Most of the legal wrangling that has taken place in recent time in the Nigerian music industry has been centred around the control of IP and who gets to decide how it is applied and exploited. Helping creatives to understand their rights has been a central part of O.G.Q and Co’s mission since its foundation.
“I got to know that most of these artists these days just want to show that they are creative” Ayodeji said. “They just want to let you know that they can sing and show you that ‘I have this talent.’ It’s not planned, it’s based on impulse. We have a number of creatives we are representing, and because I’m very close to a few artists under us, I got to know that they don’t put this into consideration, they just delve into the arts without the protection first because they have to know that the industry is a jungle.”
In the world of entertainment law, there’s a saying, “When in doubt, lawyer up.” It’s not just a phrase; it’s wisdom. Lawyers are your legal knights, defending your creative castle against copyright dragons and trademark trolls. As their involvement with the Nigerian entertainment sector deepens, O.G.Q and Co. are finding this sentiment to be true. According to Sekinat Raji, an associate at the firm, they are seeing an improvement in the attitude of creatives to legal representation. “I can see that a lot of artists and creatives—that’s mostly the people we have contact with—a lot of them don’t have the money to pay and don’t really see the essence of having a lawyer,” she starts, “But another thing I’ve noticed is that many of them now know the importance of having a lawyer. You need to involve a lawyer in everything you are doing.” Qudus is similarly enthused by this development. “The importance of having an entertainment lawyer is very key,” he says.
“I’m happy that creatives are on the verge of understanding and knowing that having a legal representative like an entertainment lawyer that understands the entertainment business and the legal side of it.”
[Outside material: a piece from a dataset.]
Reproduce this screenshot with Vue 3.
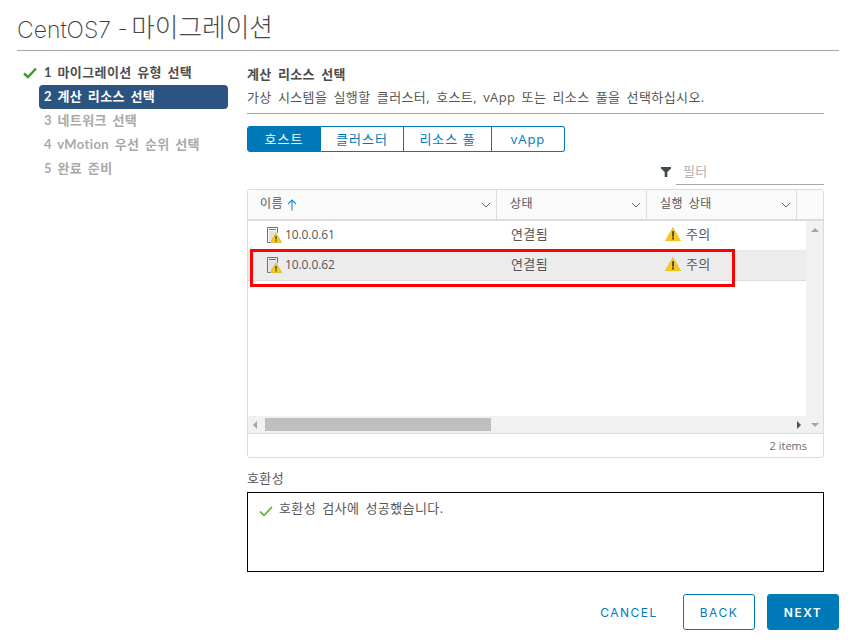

As the effort to build a rigorous legal framework continues, O.G.Q and Co. hope to be at the forefront of the push to ensure that Nigerian and African creative practitioners and, even, employees receive all that’s due to them. “I feel like most people see entertainment and think immediately solely and only about IP, but it goes beyond that” Halimat Bello, an associate at the firm shared.
“We have rights for those that work in the industry and how to protect them. We need to consider our labour laws to be able to prevent a situation like the BAFTA strike that’s been going on for like six months now. So, I feel OGQ, in this situation, would be able to advise our clients regarding how to interact with their workers and employees.”